The tiny pop-up menu here lets you change the swiping gesture. You can swipe with two fingers, three fingers, or—if you’re a fan of variety—two or three fingers.
Swipe between full-screen apps. If you’ve embraced OS X’s Full Screen feature, or its Mission Control feature, you’ll want to learn this one. You can flip between full-screen apps either with three or four fingers on the trackpad.
Notification Center. You can summon the Notification Center by swiping leftward with two fingers onto the trackpad from beyond its right edge (The Notification Center).
Mission Control. This gesture lets you enter and exit Mission Control (Chapter 5) by swiping up or down with three fingers. (You can change it to four fingers.)
App Exposé. If this checkbox is on, you can trigger App Exposé (One-App Exposé) by swiping three fingers downward. (You can change the setting to four fingers.)
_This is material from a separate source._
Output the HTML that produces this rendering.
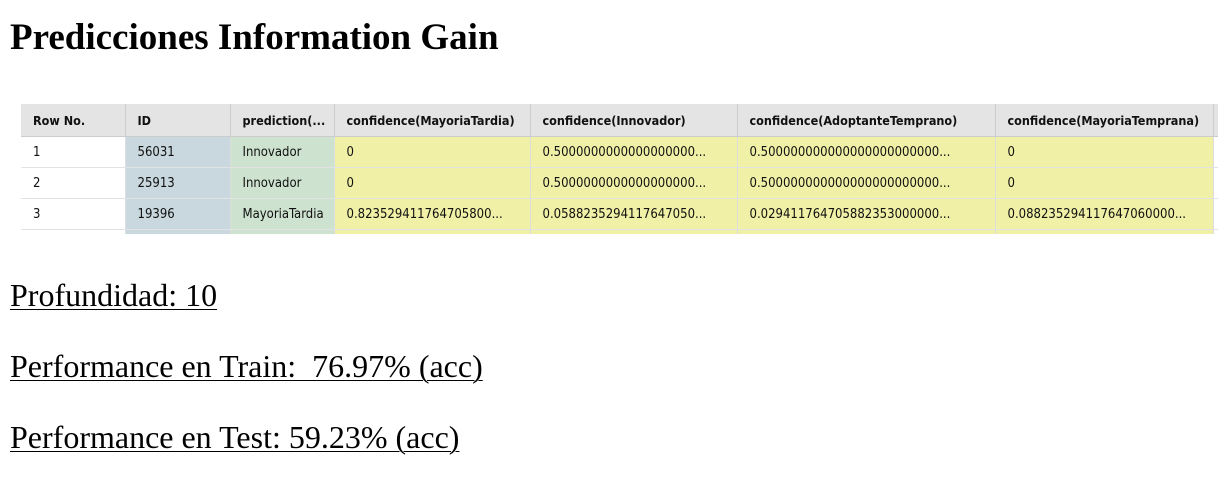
<!DOCTYPE html>
<html><head><style>
body{margin:0;background:#fff;width:1232px;height:484px;overflow:hidden;position:relative;font-family:"Liberation Serif",serif;}
h1{position:absolute;left:10px;top:14px;margin:0;font-size:37px;font-weight:bold;line-height:48px;}
.p{position:absolute;left:10px;font-size:32px;text-decoration:underline;line-height:38px;text-decoration-thickness:1px;text-underline-offset:3px}
.t{position:absolute;left:21px;top:104px;width:1197px;height:130px;overflow:hidden;font-family:"DejaVu Sans Condensed","DejaVu Sans",sans-serif;font-size:13px;color:#111;}
table{border-collapse:collapse;table-layout:fixed;width:1197px;}
td{height:30px;border-right:1px solid #ddd;border-bottom:1px solid #e2e2e2;padding:0 0 0 12px;white-space:nowrap;overflow:hidden;}
tr.h td{height:32px;background:#e4e4e4;font-weight:bold;font-size:12.5px;border-right:1px solid #ccc;border-bottom:1px solid #ccc}
td.w{background:#fff}td.b{background:#c8d8de}td.g{background:#cde2cf}td.y{background:#f0f0a6}
</style></head><body>
<h1>Predicciones Information Gain</h1>
<div class="t"><table>
<colgroup><col style="width:104px"><col style="width:105px"><col style="width:104px"><col style="width:196px"><col style="width:207px"><col style="width:258px"><col style="width:218px"><col style="width:5px"></colgroup>
<tr class="h"><td>Row No.</td><td>ID</td><td>prediction(...</td><td>confidence(MayoriaTardia)</td><td>confidence(Innovador)</td><td>confidence(AdoptanteTemprano)</td><td>confidence(MayoriaTemprana)</td><td></td></tr>
<tr><td class="w">1</td><td class="b">56031</td><td class="g">Innovador</td><td class="y">0</td><td class="y">0.5000000000000000000...</td><td class="y">0.500000000000000000000000...</td><td class="y">0</td><td class="w"></td></tr>
<tr><td class="w">2</td><td class="b">25913</td><td class="g">Innovador</td><td class="y">0</td><td class="y">0.5000000000000000000...</td><td class="y">0.500000000000000000000000...</td><td class="y">0</td><td class="w"></td></tr>
<tr><td class="w">3</td><td class="b">19396</td><td class="g">MayoriaTardia</td><td class="y">0.823529411764705800...</td><td class="y">0.0588235294117647050...</td><td class="y">0.029411764705882353000000...</td><td class="y">0.088235294117647060000...</td><td class="w"></td></tr>
<tr><td class="w"></td><td class="b"></td><td class="g"></td><td class="y"></td><td class="y"></td><td class="y"></td><td class="y"></td><td class="w"></td></tr>
</table></div>
<div class="p" style="top:276px">Profundidad: 10</div>
<div class="p" style="top:347px">Performance en Train:&nbsp; 76.97% (acc)</div>
<div class="p" style="top:418px">Performance en Test: 59.23% (acc)</div>
</body></html>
If you study those last two paragraphs carefully, you’ll realize that the four-finger swipe has different levels. Starting from whatever you’re doing, a four-finger swipe up takes you into Mission Control. From there, two swipes down takes you into App Exposé.
Similarly, from within App Exposé, two swipes upward enters Mission Control.
Launchpad. Launchpad (Launchpad) wouldn’t be very useful if it took several steps to open. Fortunately, this option lets you fire up Launchpad by pinching on the trackpad with three fingers and your thumb. (You can also exit Launchpad by spreading those four fingers.)
Show Desktop. You can spread three fingers and your thumb to trigger Desktop Exposé (Desktop Exposé). Once there, pinch those fingers to return to what you were doing.
Here again, Apple has created levels of four-finger pinching. Pinching once opens Launchpad; spread twice from there to show the desktop. Likewise, pinching twice from Show Desktop takes you straight into Launchpad.
At the bottom of the Trackpad pane, a Set Up Bluetooth Trackpad button appears. Use it to pair your Mac with a wireless external trackpad—like Apple’s own Magic Trackpad.